It's been a long time in coming, but Friday is Opening Day. With the Red Sox finally returning to regular season action, it seems obvious what to look for. We can see Adrian Gonzalez taking his first real at bat for the team. We can watch the return of Kevin Youkilis and Dustin Pedroia. We can see Carl Crawford tearing it up both on the basepaths and in left field.
But we can expect all that. If we slept through the game or even missed the whole series, we could be reasonably certain that all of those things happened.
So what else is there to watch for? Plenty.
1. Jacoby Ellsbury's Power
Homers and extra base hits aren't the sort of things that typically come to mind when talking about Jacoby Ellsbury, but the speedster has been showing just that in spring. At .565, Ellsbury had one of the highest slugging percentages on the team, clubbing three homers in just 62 at bats. While spring training stats aren't exactly the most reliable of numbers, it's hard to fake the power that results in balls sailing over the fences. We still haven't seen Ellsbury in his prime, and haven't actually seen him at full strength since 2009. While Ellsbury isn't going to be hitting 30, or even 20 homers anytime soon, adding some marginal power would make him one of the team's most dynamic hitters.

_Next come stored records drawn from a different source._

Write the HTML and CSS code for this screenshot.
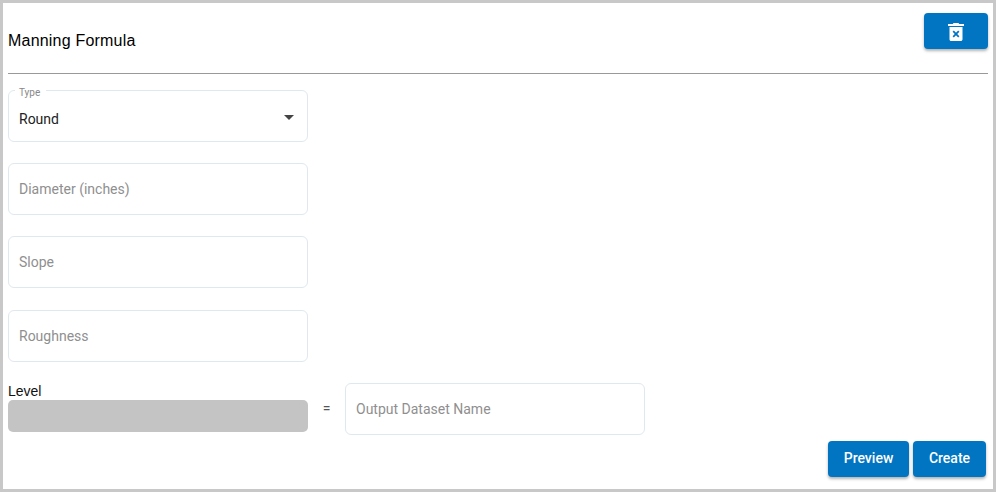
FILE: index.html
```html
<!DOCTYPE html>
<html lang="en">
<head>
<meta charset="utf-8">
<title>Manning Formula</title>
<link rel="stylesheet" href="styles.css">
</head>
<body>
<main class="frame">
  <header class="head">
    <h1 class="title">Manning Formula</h1>
    <button class="btn btn-icon" type="button" aria-label="Delete">
      <svg width="16" height="18" viewBox="0 0 16 18"><path fill="#fff" d="M5.500 0h5l.7 1H16v2H0V1h4.800zM1.500 4h13v12.200c0 1-.8 1.800-1.800 1.800H3.300c-1 0-1.800-.8-1.800-1.800z"/><path stroke="#0175c2" stroke-width="1.800" d="M5.200 8.200l5.600 5.600m0-5.600l-5.600 5.600"/></svg>
    </button>
  </header>
  <div class="form">
    <fieldset class="field select">
      <legend class="legend">Type</legend>
      <span class="value">Round</span>
      <span class="caret"></span>
    </fieldset>
    <div class="field"><span class="placeholder">Diameter (inches)</span></div>
    <div class="field"><span class="placeholder">Slope</span></div>
    <div class="field"><span class="placeholder">Roughness</span></div>
    <div class="equation">
      <div class="level">
        <label class="level-label">Level</label>
        <div class="level-box"></div>
      </div>
      <span class="equals">=</span>
      <div class="field"><span class="placeholder">Output Dataset Name</span></div>
    </div>
  </div>
  <footer class="actions">
    <button class="btn btn-preview" type="button">Preview</button>
    <button class="btn btn-create" type="button">Create</button>
  </footer>
</main>
</body>
</html>
```

FILE: styles.css
```css
* { box-sizing: border-box; }
html, body { margin: 0; height: 100%; background: #fff; overflow: hidden; }
.frame {
  width: 996px;
  height: 492px;
  border: 3px solid #c8c8c8;
  padding: 10px 5px 0;
  font-family: Roboto, sans-serif;
  display: flex;
  flex-direction: column;
}
.head {
  height: 61px;
  flex: none;
  display: flex;
  justify-content: space-between;
  align-items: flex-start;
  border-bottom: 1px solid #999;
}
.title {
  margin: 18px 0 0;
  font: 400 16px/20px "Liberation Sans", sans-serif;
  letter-spacing: .2px;
  color: #000;
}
.btn {
  border: 0;
  border-radius: 4px;
  background: #0175c2;
  color: #fff;
  font: 500 14px/34px Roboto, sans-serif;
  height: 36px;
  padding: 0 0 2px;
  box-shadow: 0 2px 3px rgba(0, 0, 0, .3);
}
.btn-icon {
  width: 64px;
  padding: 2px 0 0;
  display: flex;
  align-items: center;
  justify-content: center;
}
.form { display: flex; flex-direction: column; padding-top: 16px; }
.field {
  width: 300px;
  height: 52px;
  margin: 0 0 21.500px;
  padding: 0 10px;
  border: 1px solid #dfe8ee;
  border-radius: 6px;
  display: flex;
  align-items: center;
  font-size: 14px;
}
.select {
  position: relative;
  display: block;
  margin: -9px 0 20.600px;
  height: 61px;
  min-width: 0;
}
.legend {
  margin-left: -4px;
  padding: 6px 6px 0 4px;
  font-size: 10px;
  line-height: 12px;
  color: #888;
}
.value {
  display: block;
  margin-top: 10px;
  line-height: 20px;
  color: #222;
}
.caret {
  position: absolute;
  top: 16px;
  right: 13px;
  border-style: solid;
  border-width: 5px 5px 0;
  border-color: #444 transparent transparent;
}
.placeholder { color: #8f8f8f; }
.equation { display: flex; align-items: flex-start; margin-top: -.500px; }
.equation .field { margin: 0; }
.level { width: 300px; }
.level-label {
  display: block;
  font: 400 14px/17px "Liberation Sans", sans-serif;
  color: #111;
}
.level-box { height: 32px; border-radius: 5px; background: #c4c4c4; }
.equals {
  width: 37px;
  padding-top: 17px;
  text-align: center;
  font-size: 14px;
  line-height: 16px;
  color: #555;
}
.actions { display: flex; justify-content: flex-end; gap: 4px; padding: 6px 2px 0 0; }
.btn-preview { width: 81px; }
.btn-create { width: 73px; }
```
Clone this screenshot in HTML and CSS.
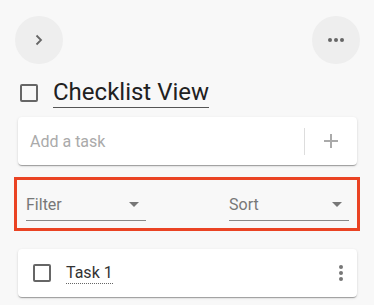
FILE: index.html
```html
<!DOCTYPE html>
<html lang="en">
<head>
<meta charset="utf-8">
<title>Checklist View</title>
<link rel="stylesheet" href="styles.css">
</head>
<body>
<div class="page">
  <div class="topbar">
    <button class="circle-btn" aria-label="Expand">
      <svg width="10" height="12" viewBox="0 0 10 12"><path d="M2.5 1.5 L7 6 L2.5 10.5" fill="none" stroke="#666" stroke-width="1.8"/></svg>
    </button>
    <button class="circle-btn" aria-label="More">
      <svg width="18" height="6" viewBox="0 0 18 6"><circle cx="3" cy="3" r="2" fill="#666"/><circle cx="9" cy="3" r="2" fill="#666"/><circle cx="15" cy="3" r="2" fill="#666"/></svg>
    </button>
  </div>

  <div class="title-row">
    <span class="checkbox"></span>
    <span class="title">Checklist View</span>
  </div>

  <div class="card add-card">
    <div class="add-input">Add a task</div>
    <div class="add-divider"></div>
    <div class="add-btn">
      <svg width="16" height="16" viewBox="0 0 16 16"><path d="M8 1 V15 M1 8 H15" stroke="#aaa" stroke-width="2" fill="none"/></svg>
    </div>
  </div>

  <div class="filter-box">
    <div class="select">
      <span>Filter</span>
      <span class="arrow"></span>
    </div>
    <div class="select">
      <span>Sort</span>
      <span class="arrow"></span>
    </div>
  </div>

  <div class="card task-card">
    <span class="checkbox"></span>
    <span class="task-text">Task 1</span>
    <span class="kebab">
      <svg width="4" height="16" viewBox="0 0 4 16"><circle cx="2" cy="2" r="2" fill="#777"/><circle cx="2" cy="8" r="2" fill="#777"/><circle cx="2" cy="14" r="2" fill="#777"/></svg>
    </span>
  </div>
</div>
</body>
</html>
```

FILE: styles.css
```css
html, body {
  margin: 0;
  padding: 0;
  background: #f8f8f8;
  font-family: Roboto, "Liberation Sans", sans-serif;
}

.page {
  padding: 16px 17px 8px 18px;
}

.topbar {
  display: flex;
  justify-content: space-between;
  margin: 0 -3px;
}

.circle-btn {
  width: 48px;
  height: 48px;
  border-radius: 50%;
  background: #eeeeee;
  border: none;
  padding: 0;
  display: flex;
  align-items: center;
  justify-content: center;
}

.title-row {
  display: flex;
  align-items: center;
  gap: 15px;
  margin-top: 14px;
  padding-left: 2px;
}

.checkbox {
  box-sizing: border-box;
  width: 18px;
  height: 18px;
  border: 2px solid #666;
  border-radius: 2px;
  flex: none;
}

.title {
  font-size: 24px;
  line-height: 28px;
  color: #212121;
  padding-bottom: 1px;
  border-bottom: 1px solid #555;
}

.card {
  background: #fff;
  border-radius: 4px;
  box-shadow: 0 2px 1px -1px rgba(0,0,0,0.2), 0 1px 1px 0 rgba(0,0,0,0.14), 0 1px 3px 0 rgba(0,0,0,0.12);
}

.add-card {
  margin-top: 9px;
  height: 48px;
  display: flex;
  align-items: center;
}

.add-input {
  flex: 1;
  padding-left: 12px;
  font-size: 16px;
  color: #aaa;
}

.add-divider {
  width: 1px;
  height: 27px;
  background: #dddddd;
}

.add-btn {
  width: 52px;
  display: flex;
  align-items: center;
  justify-content: center;
}

.filter-box {
  margin: 12px -3px 0 -4px;
  border: 3px solid #ea4323;
  padding: 0 8px 7px 9px;
  display: flex;
  justify-content: space-between;
}

.select {
  width: 120px;
  display: flex;
  justify-content: space-between;
  align-items: center;
  padding-top: 15px;
  padding-bottom: 6px;
  border-bottom: 1px solid #888;
  font-size: 16px;
  line-height: 19px;
  color: #777;
  box-sizing: border-box;
}

.arrow {
  width: 0;
  height: 0;
  border-left: 5px solid transparent;
  border-right: 5px solid transparent;
  border-top: 5px solid #777;
  margin-right: 7px;
}

.task-card {
  margin-top: 18px;
  height: 48px;
  display: flex;
  align-items: center;
  padding: 0 14px 0 15px;
}

.task-text {
  margin-left: 15px;
  font-size: 16px;
  line-height: 19px;
  color: #333;
  padding-bottom: 1px;
  border-bottom: 1px dotted #666;
}

.kebab {
  margin-left: auto;
  display: flex;
}
```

2. Marco Scutaro And Jed Lowrie
Marco Scutaro is the starting shortstop, and he certainly earned that spot by outperforming Jed Lowrie in spring, but the battle is far from over.
This should be an interesting competition for a number of reasons. Marco Scutaro could well be due for a rebound season after playing through injuries in 2010, and that alone would be a huge boost to the Red Sox' offense. But if he does end up struggling and giving Jed Lowrie a shot, then even more doors are opened. If Lowrie can get even close to the numbers he put up in 2010, then the Sox would be crazy not to start him. Not just now, but in the future, too. For Jed Lowrie, the bigger threat isn't losing playing time to Marco Scutaro in 2011, but losing his shot to block Jose Iglesias. Because with any decent year in Pawtucket, Iglesias will be set to leapfrog Lowrie and take over the starting shortstop role in 2012, never even giving the Stanford alumnus a shot at the position.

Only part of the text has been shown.